First-principle study on the conversion of CO2 to value-added C1 products using single-atom cocatalysts on ZnS

Photocatalytic CO2 reduction reaction (CO2RR) offers a sustainable solution to alleviate the greenhouse effect, and produce various chemical products and fuels. This study investigated the structural stability, electronic structure, catalytic activity, and selectivity of M/ZnS (M = Pd, Ag, Pt, Au, Al, Ga, In, Sn and Cu) photocatalysts based on the density functional theory (DFT) under the first-principle framework. The results suggested that all nine metal elements preferred substitution at the outmost surface site. Among these photocatalysts, four (Al/ZnS, Ga/ZnS, In/ZnS, and Sn/ZnS) are more favorable to conduct CO2RR than hydrogen evolution reaction (HER) in aqueous phase.

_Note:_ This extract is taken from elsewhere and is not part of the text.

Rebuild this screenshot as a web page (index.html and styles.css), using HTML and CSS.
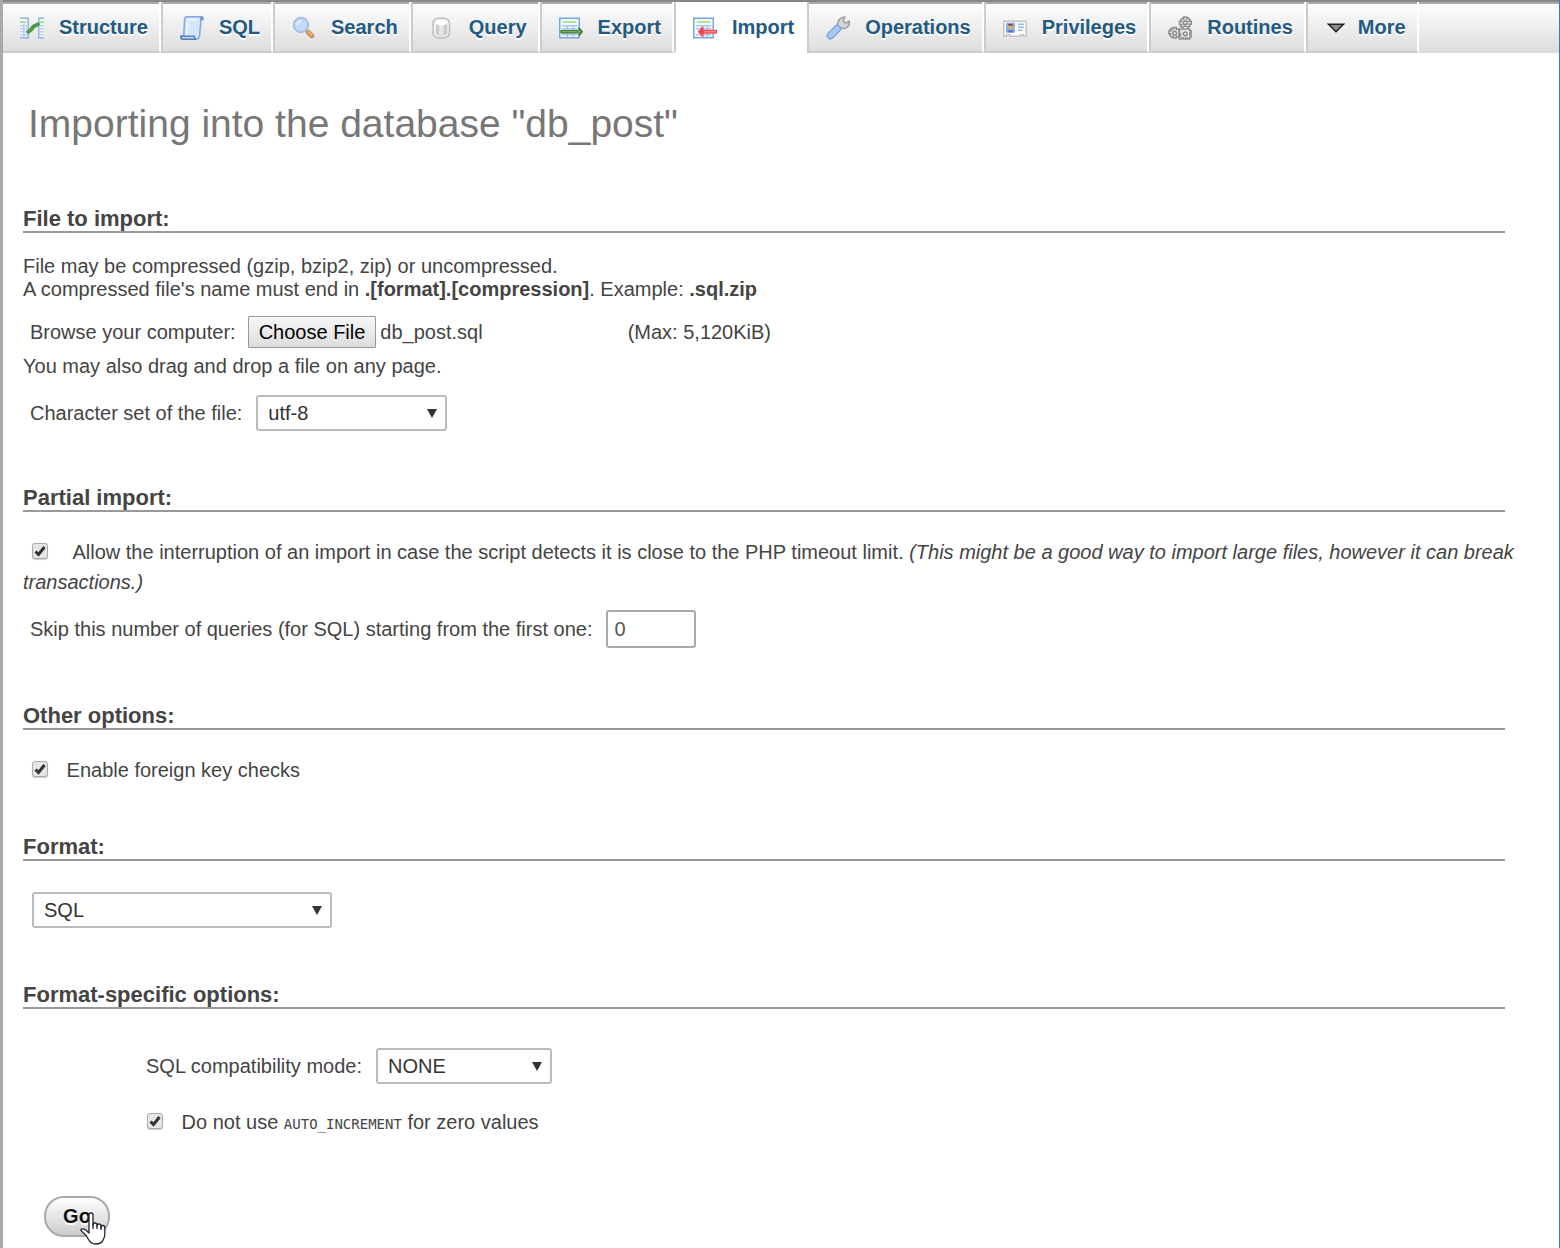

This study explored the potential generation of various C1 products (such as HCOOH, CH3OH, and CH4) on these four single-atom metals and revealed that M/ZnS (M = Al, Ga, and In) are more likely to selectively produce CH3OH/CH4, while Sn/ZnS is more inclined to produce HCOOH. The other five M/ZnS (M = Pd, Ag, Pt, Au, Cu) can induce a severe HER competition, which may be inhibited by using non-aqueous system. This study provides valuable theoretical guidance for the screening and development of high-performance photocatalysts for CO2RR.